DATA SECTION
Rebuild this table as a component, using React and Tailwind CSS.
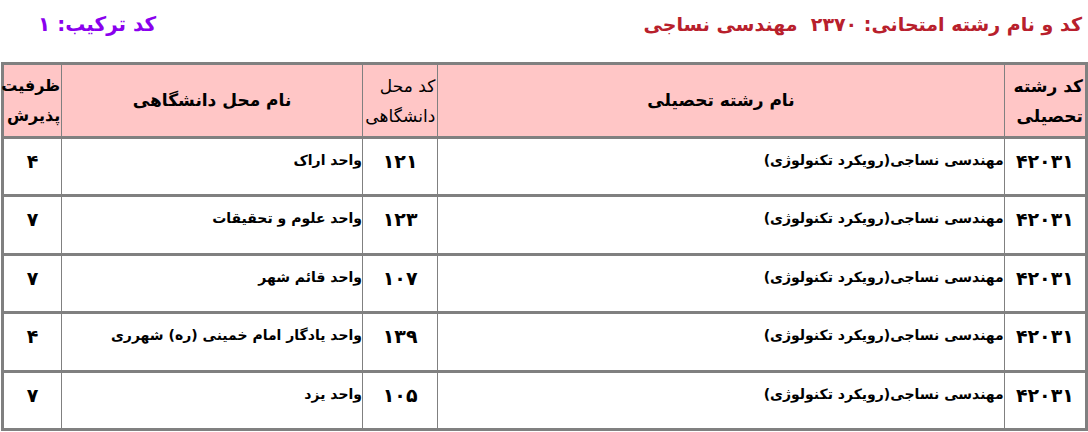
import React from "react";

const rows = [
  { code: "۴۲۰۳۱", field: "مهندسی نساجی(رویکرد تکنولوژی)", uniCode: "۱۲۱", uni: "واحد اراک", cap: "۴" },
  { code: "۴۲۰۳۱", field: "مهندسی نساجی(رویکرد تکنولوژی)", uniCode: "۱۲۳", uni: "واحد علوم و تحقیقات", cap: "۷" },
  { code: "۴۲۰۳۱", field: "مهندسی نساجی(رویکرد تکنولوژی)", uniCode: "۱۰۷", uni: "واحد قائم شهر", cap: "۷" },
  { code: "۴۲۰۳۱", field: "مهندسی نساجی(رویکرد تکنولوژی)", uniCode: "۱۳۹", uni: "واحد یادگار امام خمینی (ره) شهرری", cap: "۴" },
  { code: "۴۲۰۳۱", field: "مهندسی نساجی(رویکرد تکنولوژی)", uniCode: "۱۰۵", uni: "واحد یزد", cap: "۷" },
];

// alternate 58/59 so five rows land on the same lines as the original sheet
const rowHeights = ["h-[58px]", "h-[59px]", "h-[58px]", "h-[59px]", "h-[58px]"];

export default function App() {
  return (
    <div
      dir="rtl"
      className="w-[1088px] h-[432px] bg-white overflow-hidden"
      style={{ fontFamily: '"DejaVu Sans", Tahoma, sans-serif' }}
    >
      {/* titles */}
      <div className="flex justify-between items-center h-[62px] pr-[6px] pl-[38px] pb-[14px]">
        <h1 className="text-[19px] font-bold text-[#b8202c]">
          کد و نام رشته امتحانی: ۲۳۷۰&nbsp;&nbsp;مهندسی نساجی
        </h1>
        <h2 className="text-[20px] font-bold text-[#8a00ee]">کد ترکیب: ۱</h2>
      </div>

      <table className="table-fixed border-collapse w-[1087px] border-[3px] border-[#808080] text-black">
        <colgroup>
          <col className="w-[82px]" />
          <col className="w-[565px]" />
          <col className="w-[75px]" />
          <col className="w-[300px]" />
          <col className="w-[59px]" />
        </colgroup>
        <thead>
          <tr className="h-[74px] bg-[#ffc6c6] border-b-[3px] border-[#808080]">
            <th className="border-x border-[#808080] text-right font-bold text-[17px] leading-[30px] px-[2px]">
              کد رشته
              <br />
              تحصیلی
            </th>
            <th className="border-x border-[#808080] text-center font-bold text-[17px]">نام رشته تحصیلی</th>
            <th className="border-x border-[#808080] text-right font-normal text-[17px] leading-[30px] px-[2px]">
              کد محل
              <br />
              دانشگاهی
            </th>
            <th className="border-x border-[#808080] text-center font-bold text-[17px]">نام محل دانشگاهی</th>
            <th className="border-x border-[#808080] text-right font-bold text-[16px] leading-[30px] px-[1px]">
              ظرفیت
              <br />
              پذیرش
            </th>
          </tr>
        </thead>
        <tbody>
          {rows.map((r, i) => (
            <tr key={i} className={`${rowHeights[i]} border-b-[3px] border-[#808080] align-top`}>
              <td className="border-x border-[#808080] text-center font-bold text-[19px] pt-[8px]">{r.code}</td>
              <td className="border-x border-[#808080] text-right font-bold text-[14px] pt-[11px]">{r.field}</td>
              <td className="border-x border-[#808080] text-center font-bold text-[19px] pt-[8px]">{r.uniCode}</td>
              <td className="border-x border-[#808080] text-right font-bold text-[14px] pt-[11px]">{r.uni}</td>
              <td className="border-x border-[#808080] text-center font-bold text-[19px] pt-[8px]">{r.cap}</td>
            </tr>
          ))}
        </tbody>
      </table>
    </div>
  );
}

TASK GOAL
Output the material word for word, omitting its pictures.

WRITTEN REPLY
Rebuild this table as a component, using React and Tailwind CSS.
import React from "react";

const rows = [
  { code: "۴۲۰۳۱", field: "مهندسی نساجی(رویکرد تکنولوژی)", uniCode: "۱۲۱", uni: "واحد اراک", cap: "۴" },
  { code: "۴۲۰۳۱", field: "مهندسی نساجی(رویکرد تکنولوژی)", uniCode: "۱۲۳", uni: "واحد علوم و تحقیقات", cap: "۷" },
  { code: "۴۲۰۳۱", field: "مهندسی نساجی(رویکرد تکنولوژی)", uniCode: "۱۰۷", uni: "واحد قائم شهر", cap: "۷" },
  { code: "۴۲۰۳۱", field: "مهندسی نساجی(رویکرد تکنولوژی)", uniCode: "۱۳۹", uni: "واحد یادگار امام خمینی (ره) شهرری", cap: "۴" },
  { code: "۴۲۰۳۱", field: "مهندسی نساجی(رویکرد تکنولوژی)", uniCode: "۱۰۵", uni: "واحد یزد", cap: "۷" },
];

// alternate 58/59 so five rows land on the same lines as the original sheet
const rowHeights = ["h-[58px]", "h-[59px]", "h-[58px]", "h-[59px]", "h-[58px]"];

export default function App() {
  return (
    <div
      dir="rtl"
      className="w-[1088px] h-[432px] bg-white overflow-hidden"
      style={{ fontFamily: '"DejaVu Sans", Tahoma, sans-serif' }}
    >
      {/* titles */}
      <div className="flex justify-between items-center h-[62px] pr-[6px] pl-[38px] pb-[14px]">
        <h1 className="text-[19px] font-bold text-[#b8202c]">
          کد و نام رشته امتحانی: ۲۳۷۰&nbsp;&nbsp;مهندسی نساجی
        </h1>
        <h2 className="text-[20px] font-bold text-[#8a00ee]">کد ترکیب: ۱</h2>
      </div>

      <table className="table-fixed border-collapse w-[1087px] border-[3px] border-[#808080] text-black">
        <colgroup>
          <col className="w-[82px]" />
          <col className="w-[565px]" />
          <col className="w-[75px]" />
          <col className="w-[300px]" />
          <col className="w-[59px]" />
        </colgroup>
        <thead>
          <tr className="h-[74px] bg-[#ffc6c6] border-b-[3px] border-[#808080]">
            <th className="border-x border-[#808080] text-right font-bold text-[17px] leading-[30px] px-[2px]">
              کد رشته
              <br />
              تحصیلی
            </th>
            <th className="border-x border-[#808080] text-center font-bold text-[17px]">نام رشته تحصیلی</th>
            <th className="border-x border-[#808080] text-right font-normal text-[17px] leading-[30px] px-[2px]">
              کد محل
              <br />
              دانشگاهی
            </th>
            <th className="border-x border-[#808080] text-center font-bold text-[17px]">نام محل دانشگاهی</th>
            <th className="border-x border-[#808080] text-right font-bold text-[16px] leading-[30px] px-[1px]">
              ظرفیت
              <br />
              پذیرش
            </th>
          </tr>
        </thead>
        <tbody>
          {rows.map((r, i) => (
            <tr key={i} className={`${rowHeights[i]} border-b-[3px] border-[#808080] align-top`}>
              <td className="border-x border-[#808080] text-center font-bold text-[19px] pt-[8px]">{r.code}</td>
              <td className="border-x border-[#808080] text-right font-bold text-[14px] pt-[11px]">{r.field}</td>
              <td className="border-x border-[#808080] text-center font-bold text-[19px] pt-[8px]">{r.uniCode}</td>
              <td className="border-x border-[#808080] text-right font-bold text-[14px] pt-[11px]">{r.uni}</td>
              <td className="border-x border-[#808080] text-center font-bold text-[19px] pt-[8px]">{r.cap}</td>
            </tr>
          ))}
        </tbody>
      </table>
    </div>
  );
}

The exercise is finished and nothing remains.